La conférence climatique des Nations Unies à Durban en Afrique du Sud (COP 17) offre aux gouvernements la possibilité d’aller de l’avant; il s’agit d’une occasion dont le besoin se fait sentir avec urgence. Le 3 décembre, l’attention des conférenciers se portera sur le rôle de l’agriculture dans la croissance des émissions de gaz à effet de serre; il est urgent d’aider les producteurs agricoles du monde entier à s’adapter aux conséquences des changements climatiques, et les participants devront aussi se pencher sur cette question. Il est clair que la conférence onusienne devra aussi concentrer son attention sur la manière dont on devra produire les aliments.

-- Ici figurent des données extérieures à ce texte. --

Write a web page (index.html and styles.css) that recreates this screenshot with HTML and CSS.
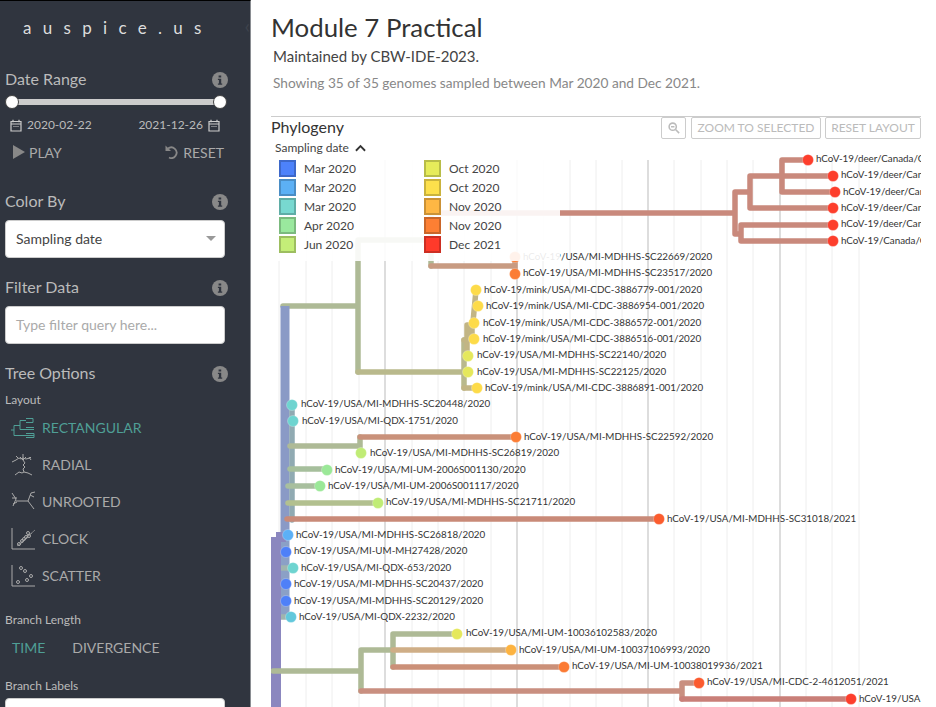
FILE: index.html
```html
<!DOCTYPE html>
<html lang="en">
<head>
    <meta charset="UTF-8">
    <title>auspice.us</title>
    <link rel="stylesheet" href="styles.css">
</head>
<body>
    <aside class="sidebar">
        <div class="brand">auspice.us</div>
        <span class="collapse">&#8249;</span>

        <div class="heading heading-date">Date Range <svg class="info" viewBox="0 0 16 16"><circle cx="8" cy="8" r="8"/><path d="M6.600 3.400h2.600v2.200H6.600zM5.900 6.800h3.300v4.600h1v1.300H5.900v-1.300h1v-3.300h-1z"/></svg></div>
        <div class="slider"><span class="knob"></span><span class="knob"></span></div>
        <div class="dates">
            <span class="date"><svg class="cal" viewBox="0 0 12 13"><path d="M1 2.500h10v9.500H1zM1 5h10M3 .800v2.400M9 .800v2.400M3.500 7.500h1M5.500 7.500h1M7.500 7.500h1"/></svg>2020-02-22</span>
            <span class="date">2021-12-26<svg class="cal" viewBox="0 0 12 13"><path d="M1 2.500h10v9.500H1zM1 5h10M3 .800v2.400M9 .800v2.400M3.500 7.500h1M5.500 7.500h1M7.500 7.500h1"/></svg></span>
        </div>
        <div class="transport">
            <span class="play"><svg class="play-icon" viewBox="0 0 12 14"><path d="M0 0l12 7-12 7z"/></svg>PLAY</span>
            <span class="reset"><svg class="reset-icon" viewBox="0 0 14 14"><path class="reset-head" d="M.500 .500v5.500h5.500z"/><path class="reset-arc" d="M3 3.500A5.300 5.300 0 1 1 4 12.500"/></svg>RESET</span>
        </div>

        <div class="heading heading-color">Color By <svg class="info" viewBox="0 0 16 16"><circle cx="8" cy="8" r="8"/><path d="M6.600 3.400h2.600v2.200H6.600zM5.900 6.800h3.300v4.600h1v1.300H5.900v-1.300h1v-3.300h-1z"/></svg></div>
        <div class="field select">Sampling date<span class="caret"></span></div>

        <div class="heading heading-filter">Filter Data <svg class="info" viewBox="0 0 16 16"><circle cx="8" cy="8" r="8"/><path d="M6.600 3.400h2.600v2.200H6.600zM5.900 6.800h3.300v4.600h1v1.300H5.900v-1.300h1v-3.300h-1z"/></svg></div>
        <div class="field placeholder">Type filter query here...</div>

        <div class="heading heading-tree">Tree Options <svg class="info" viewBox="0 0 16 16"><circle cx="8" cy="8" r="8"/><path d="M6.600 3.400h2.600v2.200H6.600zM5.900 6.800h3.300v4.600h1v1.300H5.900v-1.300h1v-3.300h-1z"/></svg></div>
        <div class="sublabel sublabel-layout">Layout</div>
        <ul class="layouts">
            <li class="layout active">
                <svg class="layout-icon" viewBox="0 0 24 22"><path d="M0 13h3M3 8.500v10M3 8.500h6M9 3.500v9M9 3.500h6M15 1.500h7v4h-7M9 12.500h14M3 18.500h20M15 10.500h8M15 16.500h8v4h-8"/></svg>
                RECTANGULAR
            </li>
            <li class="layout">
                <svg class="layout-icon" viewBox="0 0 24 24"><path d="M1 9l4-2 3-2 2 1 2-1 3 1 4-1 1-1M12 1v6M9 4l3 3 3-3M12 7l2 3-2 2 2 2-2 2 1 3M4 22l4-3 3 1 2-1 4 1 4 2M7 5l-2-2M18 4l2 3"/></svg>
                RADIAL
            </li>
            <li class="layout">
                <svg class="layout-icon" viewBox="0 0 24 24"><path d="M1 3l4 6-3 7M1 8h5M5 11l12 0M17 11l3-8 4-1M19 5l4 2M17 11l6 8M2 14l4-2"/></svg>
                UNROOTED
            </li>
            <li class="layout">
                <svg class="layout-icon" viewBox="0 0 24 24"><path d="M1 1v21h23"/><path class="thin" d="M6 19L24 3M8 19l4-5 5-5 4-3"/><circle cx="8" cy="17" r="1.500"/><circle cx="11" cy="14" r="1.500"/><circle cx="13" cy="12" r="1.500"/><circle cx="15" cy="10" r="1.500"/><circle cx="18" cy="9" r="1.500"/><circle cx="17" cy="6" r="1.500"/></svg>
                CLOCK
            </li>
            <li class="layout">
                <svg class="layout-icon" viewBox="0 0 24 24"><path d="M1 1v21h23"/><circle cx="10" cy="4" r="1.500"/><circle cx="14" cy="7" r="1.500"/><circle cx="20" cy="12" r="1.500"/><circle cx="16" cy="16" r="1.500"/><circle cx="7" cy="18" r="1.500"/></svg>
                SCATTER
            </li>
        </ul>
        <div class="sublabel sublabel-length">Branch Length</div>
        <div class="toggle"><span class="toggle-on">TIME</span><span>DIVERGENCE</span></div>
        <div class="sublabel sublabel-labels">Branch Labels</div>
        <div class="field select select-last"></div>
    </aside>

    <main class="main">
        <h1 class="title">Module 7 Practical</h1>
        <p class="byline">Maintained by CBW-IDE-2023.</p>
        <p class="summary">Showing 35 of 35 genomes sampled between Mar 2020 and Dec 2021.</p>

        <section class="panel">
            <svg class="tree" width="650" height="591" viewBox="271 116 650 591">
                <g class="grid">
                    <path d="M279 160V707M306 160V707M332 160V707M359 160V707M412 160V707M438 160V707M464 160V707M491 160V707M543 160V707M570 160V707M596 160V707M622 160V707M674 160V707M701 160V707M727 160V707M753 160V707M806 160V707M832 160V707M859 160V707"/>
                    <path class="major" d="M385 160V707M517 160V707M648 160V707M780 160V707"/>
                </g>

                <g class="branches">
                    <!-- deer clade -->
                    <path stroke="#c9897c" d="M431 213H735M735 192V234M735 192H750M750 176V208M750 176H782M782 160V192M782 160H808M782 192H835M750 176H833M750 208H833M735 234H741M741 225V241M741 225H833M741 241H833"/>
                    <path stroke="#aeba96" d="M358 240H431M431 213V266M358 240V372M283 306H358"/>
                    <path stroke="#c89b82" d="M431 266H515M515 257V274"/>
                    <!-- mink clade -->
                    <path stroke="#b9b98c" d="M358 372H464M464 340V388"/>
                    <path stroke="#c2b584" d="M464 388H477M464 340H474M467 325V355M467 355H468M467 325H474M472 339V322M473 322L476 290M475 306H478"/>
                    <!-- middle -->
                    <path class="thick" stroke="#8a9ac6" d="M285 306V532"/>
                    <path stroke="#90aab2" d="M292 405V520M292 421H293"/>
                    <path stroke="#aeba96" d="M290 446H360M360 437V452"/>
                    <path stroke="#c9917a" d="M360 437H516"/>
                    <path stroke="#a6bf9c" d="M290 469H327"/>
                    <path stroke="#a8bf9e" d="M288 486H320"/>
                    <path stroke="#b2c08f" d="M288 503H377"/>
                    <path stroke="#c98a78" d="M287 519H659"/>
                    <!-- lower -->
                    <path class="thick" stroke="#8ba0c6" d="M285 535V617"/>
                    <path stroke="#a0b4ae" d="M281 568H293M281 617H291"/>
                    <path class="root" stroke="#8b87bf" d="M276 537V707M276 537H286"/>
                    <path stroke="#aeba96" d="M273 671H361M361 650V691M361 650H393M393 634V667M393 634H457"/>
                    <path stroke="#cfae87" d="M393 650H511"/>
                    <path stroke="#cb9078" d="M393 667H564"/>
                    <path stroke="#c98f80" d="M361 691H682M682 683V699M682 683H699"/>
                    <path stroke="#c97f78" d="M682 699H851"/>
                </g>

                <g class="tips">
                    <circle cx="808" cy="160" r="5.500" fill="#fd3e2c"/>
                    <circle cx="833" cy="176" r="5.500" fill="#fd3e2c"/>
                    <circle cx="835" cy="192" r="5.500" fill="#fd3e2c"/>
                    <circle cx="833" cy="208" r="5.500" fill="#fd3e2c"/>
                    <circle cx="833" cy="225" r="5.500" fill="#fd3e2c"/>
                    <circle cx="833" cy="241" r="5.500" fill="#fd3e2c"/>
                    <circle cx="515" cy="257" r="5.500" fill="#fb7d35"/>
                    <circle cx="515" cy="274" r="5.500" fill="#fb7d35"/>
                    <circle cx="476" cy="290" r="5.500" fill="#fddb49"/>
                    <circle cx="478" cy="306" r="5.500" fill="#fddb49"/>
                    <circle cx="474" cy="323" r="5.500" fill="#fddb49"/>
                    <circle cx="474" cy="339" r="5.500" fill="#fddb49"/>
                    <circle cx="468" cy="356" r="5.500" fill="#e5e85c"/>
                    <circle cx="468" cy="372" r="5.500" fill="#e5e85c"/>
                    <circle cx="477" cy="388" r="5.500" fill="#fddb49"/>
                    <circle cx="292" cy="405" r="5.500" fill="#6ed4d0"/>
                    <circle cx="293" cy="421" r="5.500" fill="#6ed4d0"/>
                    <circle cx="516" cy="437" r="5.500" fill="#fb7d35"/>
                    <circle cx="361" cy="453" r="5.500" fill="#c0ec76"/>
                    <circle cx="327" cy="470" r="5.500" fill="#9be898"/>
                    <circle cx="320" cy="486" r="5.500" fill="#9be898"/>
                    <circle cx="378" cy="503" r="5.500" fill="#c0ec76"/>
                    <circle cx="659" cy="519" r="5.500" fill="#fb5c2e"/>
                    <circle cx="288" cy="535" r="5.500" fill="#5cb0f6"/>
                    <circle cx="286" cy="552" r="5.500" fill="#4e80f8"/>
                    <circle cx="293" cy="568" r="5.500" fill="#6ed4d0"/>
                    <circle cx="286" cy="584" r="5.500" fill="#4e80f8"/>
                    <circle cx="286" cy="601" r="5.500" fill="#4e80f8"/>
                    <circle cx="291" cy="617" r="5.500" fill="#62c8dc"/>
                    <circle cx="457" cy="634" r="5.500" fill="#e5e85c"/>
                    <circle cx="511" cy="650" r="5.500" fill="#fdb340"/>
                    <circle cx="564" cy="667" r="5.500" fill="#fb7a33"/>
                    <circle cx="699" cy="683" r="5.500" fill="#fb5a2e"/>
                    <circle cx="851" cy="699" r="5.500" fill="#fd3e2c"/>
                </g>

                <g class="tip-labels">
                    <text x="816" y="162">hCoV-19/deer/Canada/ON-WHL-4658/2021</text>
                    <text x="841" y="178">hCoV-19/deer/Canada/ON-WHL-4581/2021</text>
                    <text x="843" y="195">hCoV-19/deer/Canada/ON-WHL-4602/2021</text>
                    <text x="841" y="211">hCoV-19/deer/Canada/ON-WHL-4669/2021</text>
                    <text x="841" y="227">hCoV-19/deer/Canada/ON-WHL-4702/2021</text>
                    <text x="841" y="244">hCoV-19/Canada/ON-PHL-21-44225/2021</text>
                    <text x="523" y="260">hCoV-19/USA/MI-MDHHS-SC22669/2020</text>
                    <text x="523" y="276">hCoV-19/USA/MI-MDHHS-SC23517/2020</text>
                    <text x="484" y="293">hCoV-19/mink/USA/MI-CDC-3886779-001/2020</text>
                    <text x="486" y="309">hCoV-19/mink/USA/MI-CDC-3886954-001/2020</text>
                    <text x="483" y="326">hCoV-19/mink/USA/MI-CDC-3886572-001/2020</text>
                    <text x="483" y="342">hCoV-19/mink/USA/MI-CDC-3886516-001/2020</text>
                    <text x="477" y="358">hCoV-19/USA/MI-MDHHS-SC22140/2020</text>
                    <text x="477" y="375">hCoV-19/USA/MI-MDHHS-SC22125/2020</text>
                    <text x="485" y="391">hCoV-19/mink/USA/MI-CDC-3886891-001/2020</text>
                    <text x="301" y="407">hCoV-19/USA/MI-MDHHS-SC20448/2020</text>
                    <text x="302" y="424">hCoV-19/USA/MI-QDX-1751/2020</text>
                    <text x="524" y="440">hCoV-19/USA/MI-MDHHS-SC22592/2020</text>
                    <text x="370" y="456">hCoV-19/USA/MI-MDHHS-SC26819/2020</text>
                    <text x="335" y="473">hCoV-19/USA/MI-UM-2006S001130/2020</text>
                    <text x="328" y="489">hCoV-19/USA/MI-UM-2006S001117/2020</text>
                    <text x="386" y="505">hCoV-19/USA/MI-MDHHS-SC21711/2020</text>
                    <text x="667" y="522">hCoV-19/USA/MI-MDHHS-SC31018/2021</text>
                    <text x="296" y="538">hCoV-19/USA/MI-MDHHS-SC26818/2020</text>
                    <text x="294" y="554">hCoV-19/USA/MI-UM-MH27428/2020</text>
                    <text x="301" y="571">hCoV-19/USA/MI-QDX-653/2020</text>
                    <text x="294" y="587">hCoV-19/USA/MI-MDHHS-SC20437/2020</text>
                    <text x="294" y="604">hCoV-19/USA/MI-MDHHS-SC20129/2020</text>
                    <text x="299" y="620">hCoV-19/USA/MI-QDX-2232/2020</text>
                    <text x="466" y="636">hCoV-19/USA/MI-UM-10036102583/2020</text>
                    <text x="519" y="653">hCoV-19/USA/MI-UM-10037106993/2020</text>
                    <text x="572" y="669">hCoV-19/USA/MI-UM-10038019936/2021</text>
                    <text x="707" y="685">hCoV-19/USA/MI-CDC-2-4612051/2021</text>
                    <text x="859" y="702">hCoV-19/USA</text>
                </g>
            </svg>

            <div class="panel-head">
                <h2 class="panel-title">Phylogeny</h2>
                <div class="tools">
                    <span class="tool tool-icon"><svg class="zoom-icon" viewBox="0 0 14 14"><circle cx="5.500" cy="5.500" r="4.200"/><path d="M8.800 8.800L13 13M3.500 5.500h4"/></svg></span>
                    <span class="tool tool-zoom">ZOOM TO SELECTED</span>
                    <span class="tool tool-reset">RESET LAYOUT</span>
                </div>
            </div>
            <div class="legend-title">Sampling date <svg class="chev" viewBox="0 0 12 8"><path d="M1 7l5-5 5 5"/></svg></div>
            <div class="legend">
                <div class="legend-item"><span class="swatch swatch-1"></span>Mar 2020</div>
                <div class="legend-item"><span class="swatch swatch-6"></span>Oct 2020</div>
                <div class="legend-item"><span class="swatch swatch-2"></span>Mar 2020</div>
                <div class="legend-item"><span class="swatch swatch-7"></span>Oct 2020</div>
                <div class="legend-item"><span class="swatch swatch-3"></span>Mar 2020</div>
                <div class="legend-item"><span class="swatch swatch-8"></span>Nov 2020</div>
                <div class="legend-item"><span class="swatch swatch-4"></span>Apr 2020</div>
                <div class="legend-item"><span class="swatch swatch-9"></span>Nov 2020</div>
                <div class="legend-item"><span class="swatch swatch-5"></span>Jun 2020</div>
                <div class="legend-item"><span class="swatch swatch-10"></span>Dec 2021</div>
            </div>
        </section>
    </main>
</body>
</html>
```
FILE: styles.css
```css
/* General styles */
html, body {
    margin: 0;
    height: 100%;
    overflow: hidden;
}

body {
    display: flex;
    font-family: Lato, "Open Sans", sans-serif;
    background-color: #fff;
    color: #333;
}

/* Sidebar */
.sidebar {
    position: relative;
    flex: 0 0 251px;
    box-sizing: border-box;
    height: 707px;
    overflow: hidden;
    padding: 0 25px 0 5px;
    background-color: #30353f;
    border-top: 1px solid #000;
    border-right: 1px solid #8a8d92;
    color: #bbb;
}

.brand {
    margin: 17px 0 0 18px;
    font-size: 17px;
    line-height: 20px;
    letter-spacing: 11.300px;
    white-space: nowrap;
    color: #ddd;
}

.collapse {
    position: absolute;
    top: 12px;
    right: 0;
    font-size: 20px;
    color: #3e434d;
}

.heading {
    display: flex;
    justify-content: space-between;
    align-items: center;
    height: 20px;
    font-size: 16px;
    color: #bbb;
}

.heading-date { margin-top: 30px; }
.heading-color { margin-top: 28px; }
.heading-filter { margin-top: 18px; }
.heading-tree { margin-top: 18px; }

.info {
    width: 16px;
    height: 16px;
    margin: 3px -3px 0 0;
    fill: #888;
}

.info path {
    fill: #30353f;
}

.slider {
    position: relative;
    display: flex;
    justify-content: space-between;
    align-items: center;
    height: 6px;
    margin: 11px -2px 0 0;
    background: linear-gradient(#ccc, #ccc) no-repeat center / 208px 6px;
}

.knob {
    box-sizing: border-box;
    width: 14px;
    height: 14px;
    background-color: #fff;
    border: 1px solid #444;
    border-radius: 50%;
}

.dates {
    display: flex;
    justify-content: space-between;
    align-items: center;
    margin-top: 12px;
    padding: 0 5px;
    font-size: 12px;
    line-height: 16px;
    color: #bbb;
}

.date {
    display: flex;
    align-items: center;
    gap: 5px;
}

.cal {
    width: 12px;
    height: 13px;
    fill: none;
    stroke: #ccc;
    stroke-width: 1.200;
}

.transport {
    display: flex;
    justify-content: space-between;
    align-items: center;
    margin-top: 11px;
    padding-left: 8px;
    padding-right: 1px;
    font-size: 14px;
    line-height: 18px;
    color: #aaa;
}

.play, .reset {
    display: flex;
    align-items: center;
    gap: 4px;
}

.play-icon {
    width: 12px;
    height: 14px;
    margin-top: -3px;
    fill: #888;
}

.reset-icon {
    width: 14px;
    height: 14px;
    margin-top: -3px;
}

.reset-head {
    fill: #888;
}

.reset-arc {
    fill: none;
    stroke: #888;
    stroke-width: 1.800;
}

.field {
    box-sizing: border-box;
    position: relative;
    height: 38px;
    margin-top: 10px;
    padding-left: 10px;
    background-color: #fff;
    border: 1px solid #ccc;
    border-radius: 4px;
    font-size: 14px;
    line-height: 36px;
    color: #444;
}

.select-last {
    margin-top: 4px;
}

.placeholder {
    color: #aaa;
}

.caret {
    position: absolute;
    top: 15px;
    right: 8px;
    border-top: 5px solid #999;
    border-left: 5px solid transparent;
    border-right: 5px solid transparent;
}

.sublabel {
    font-size: 12px;
    line-height: 16px;
    color: #bbb;
}

.sublabel-layout { margin-top: 10px; }
.sublabel-length { margin-top: 18px; }
.sublabel-labels { margin-top: 21px; }

/* Layout buttons */
.layouts {
    list-style: none;
    margin: 1px 0 0 0;
    padding: 0;
}

.layout {
    display: flex;
    align-items: center;
    gap: 7px;
    height: 37px;
    padding-left: 6px;
    font-size: 14px;
    color: #aaa;
}

.layout.active {
    color: #4f9f96;
}

.layout-icon {
    width: 24px;
    height: 24px;
    fill: none;
    stroke: #aaa;
    stroke-width: 1;
}

.layout.active .layout-icon {
    stroke: #4f9f96;
}

.layout-icon .thin {
    stroke-width: .6;
}

.toggle {
    display: flex;
    gap: 27px;
    margin-top: 11px;
    padding-left: 7px;
    font-size: 14px;
    line-height: 18px;
    color: #aaa;
}

.toggle-on {
    color: #4f9f96;
}

/* Main column */
.main {
    flex: 1;
    min-width: 0;
    padding: 0 15px 0 20px;
}

.title {
    margin: 10px 0 0;
    font-size: 25.800px;
    font-weight: 400;
    line-height: 34px;
    color: #333;
}

.byline {
    margin: 3px 0 0 2px;
    font-size: 15px;
    line-height: 18px;
    color: #444;
}

.summary {
    margin: 9px 0 0 2px;
    font-size: 13.700px;
    line-height: 18px;
    color: #888;
}

/* Tree panel */
.panel {
    position: relative;
    height: 591px;
    margin-top: 24px;
    border-top: 1px solid #ccc;
    box-sizing: border-box;
}

.tree {
    position: absolute;
    top: -1px;
    left: 0;
}

.grid path {
    fill: none;
    stroke: #eee;
    stroke-width: 1;
}

.grid .major {
    stroke: #ddd;
    stroke-width: 2;
}

.branches path {
    fill: none;
    stroke-width: 5.500;
    stroke-linecap: round;
}

.branches .thick { stroke-width: 9; stroke-linecap: butt; }
.branches .root { stroke-width: 10; stroke-linecap: butt; stroke-linejoin: round; }

.tips circle {
    stroke: #fff;
    stroke-opacity: .25;
    stroke-width: 1;
}

.tip-labels text {
    font-size: 9.800px;
    fill: #333;
}

.panel-head {
    position: relative;
    display: flex;
    justify-content: space-between;
}

.panel-title {
    margin: 0;
    font-size: 16px;
    font-weight: 400;
    line-height: 20px;
    color: #333;
}

.tools {
    display: flex;
    gap: 4px;
}

.tool {
    box-sizing: border-box;
    height: 22px;
    background-color: #fff;
    border: 1px solid #ccc;
    border-radius: 2px;
    font-size: 12px;
    line-height: 20px;
    text-align: center;
    color: #bbb;
}

.tool-zoom { width: 130px; }
.tool-reset { width: 96px; }

.tool-icon {
    display: flex;
    justify-content: center;
    align-items: center;
    width: 25px;
    margin-right: 1px;
}

.zoom-icon {
    width: 12px;
    height: 12px;
    fill: none;
    stroke: #bbb;
    stroke-width: 1.800;
}

.legend-title {
    position: relative;
    display: flex;
    align-items: center;
    gap: 6px;
    margin: 1px 0 0 4px;
    font-size: 12px;
    line-height: 16px;
    color: #444;
}

.chev {
    width: 11px;
    height: 8px;
    fill: none;
    stroke: #333;
    stroke-width: 2;
}

.legend {
    position: absolute;
    top: 42px;
    left: 0;
    box-sizing: border-box;
    display: grid;
    grid-template-columns: 145px 1fr;
    grid-auto-rows: 19px;
    width: 289px;
    height: 102px;
    padding: 0 0 0 8px;
    background-color: rgba(255, 255, 255, .9);
}

.legend-item {
    display: flex;
    align-items: center;
    gap: 8px;
    font-size: 12px;
    color: #444;
}

.swatch {
    box-sizing: border-box;
    width: 17px;
    height: 17px;
    border: 2px solid;
}

.swatch-1 { background-color: #4d82fa; border-color: #3d68c9; }
.swatch-2 { background-color: #5cb0f5; border-color: #4a8dc5; }
.swatch-3 { background-color: #78d8d0; border-color: #5fada6; }
.swatch-4 { background-color: #9ae89e; border-color: #7bba7e; }
.swatch-5 { background-color: #c4ee78; border-color: #9dbe60; }
.swatch-6 { background-color: #e6ec5a; border-color: #b8bd48; }
.swatch-7 { background-color: #fde04c; border-color: #cab33d; }
.swatch-8 { background-color: #feb744; border-color: #cb9236; }
.swatch-9 { background-color: #fd7f33; border-color: #ca6629; }
.swatch-10 { background-color: #ff3a2a; border-color: #cc2e22; }
```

Les preuves scientifiques et les indications obtenues sur le terrain sont incontournables, elles montrent que les fermes où l’on utilise des engrais et des méthodes écologiques et des cultures diversifiées permettent de réduire les émissions de gaz à effet de serre et de produire plus d’aliments. Ces méthodes agricoles écologiques réduisent la dépendance envers le pétrole, favorisent la bonne santé des sols et des systèmes aquatiques, et diminuent les dépenses des entreprises agricoles familiales et en leur fournissant plus d’aliments.

C’est l’évidence même. Mais de puissants intérêts corporatifs qui profitent du régime actuel déploient beaucoup d’efforts pour empêcher la mobilisation nécessaire à la transition d’une agriculture intensive vers une agriculture biologique. Ils s’opposent aux réformes qu’il faut entreprendre en matière de subventions publiques, de régimes fiscaux, et de recherches agronomiques pour assurer cette transition. Greenpeace met les bouchées doubles à Durban, et elle continuera à le faire après la conférence pour que les gouvernements commencent à entendre la voix du bon sens, pour le bien des populations et de la planète.